With respect to what he said, the general conversation was about ‘what we did after coming home in the snow from church’. So no, he didn’t start preaching yet. It was the combination of the bible, the videotape, and the mention of church that got to me.

I think that considering my options, there are a couple that are fair. I could leave, but that is kind of passive-aggressive and not really going to change things. It’s also bitchy to leave and tell him exactly why. There is a boomerang effect to that. I don’t think it would change his practice.

If he is a rational adult worth cultivating a relationship with, professional or otherwise, he would listen to my politely voiced request to not have a videotape on when I am coming for appointments, or could I please turn it off because it offends me, etc. etc. Most professionals would bend over backwards to be accommodating when a concern is voiced.

Fuming about it yet never talking to the person doesn’t get one anywhere.

Now, as for the community I live in. I am the only PhD around for about 20 miles, and I do sort of look out for the behavior of others in the community with extensive higher education or training. What is important to me is that in this Amish/Mennonite community I have been overwhelmed by how tolerant everyone is, generally speaking, of religious difference. Most of my neighbors are loggers or farmers. And they have a sort of “what you do is your business, I’ll comment but I really am not judging” attitude.

I came into the northern tier of the bible belt with this idea that fundies got that way from lack of education. This prejudice comes from the fact that the fundie church that I went to as a child was blue collar.

But my dentist proves my prejudice wrong.

She didn’t call Christians in general “uneducated folk”. She called the “farmers and rednecks” she lives with uneducated folk (who have more sense to go to the dentist’s church). Now, that’s still insulting, but it’s insulting in a different way.
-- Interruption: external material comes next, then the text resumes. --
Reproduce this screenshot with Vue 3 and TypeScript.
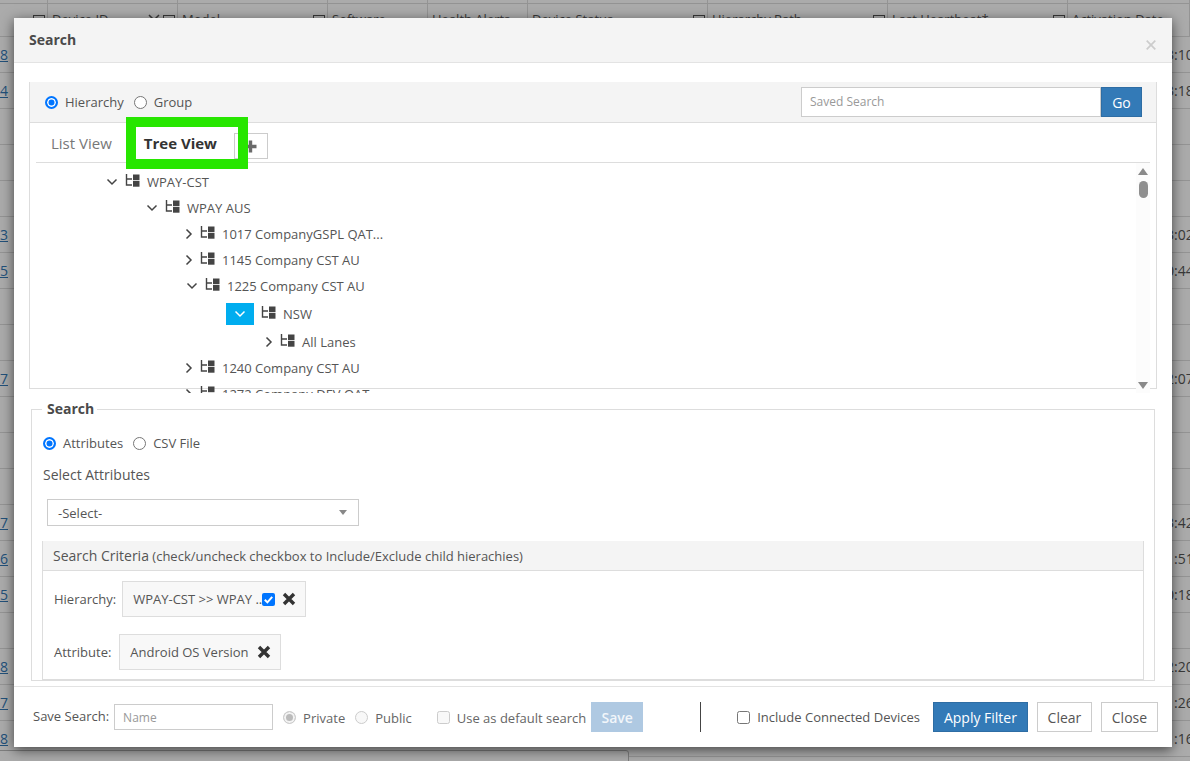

And, it’s possible that the dentist’s office didn’t offend her enough to walk out at the time, but afterwards, she decided not to go back (or to go back to see if anything had changed, and if it hadn’t, not to patronize the place). If the thing that tipped her over was the dentist talking about her church, as she suggests, that would seem to support my theory. It’s kind of hard to leave the office when you’re already in the chair, and the dentist is fooling around in your mouth.

As for her comment about it being “discrimnatory”, I agree with you that I don’t see how that applies.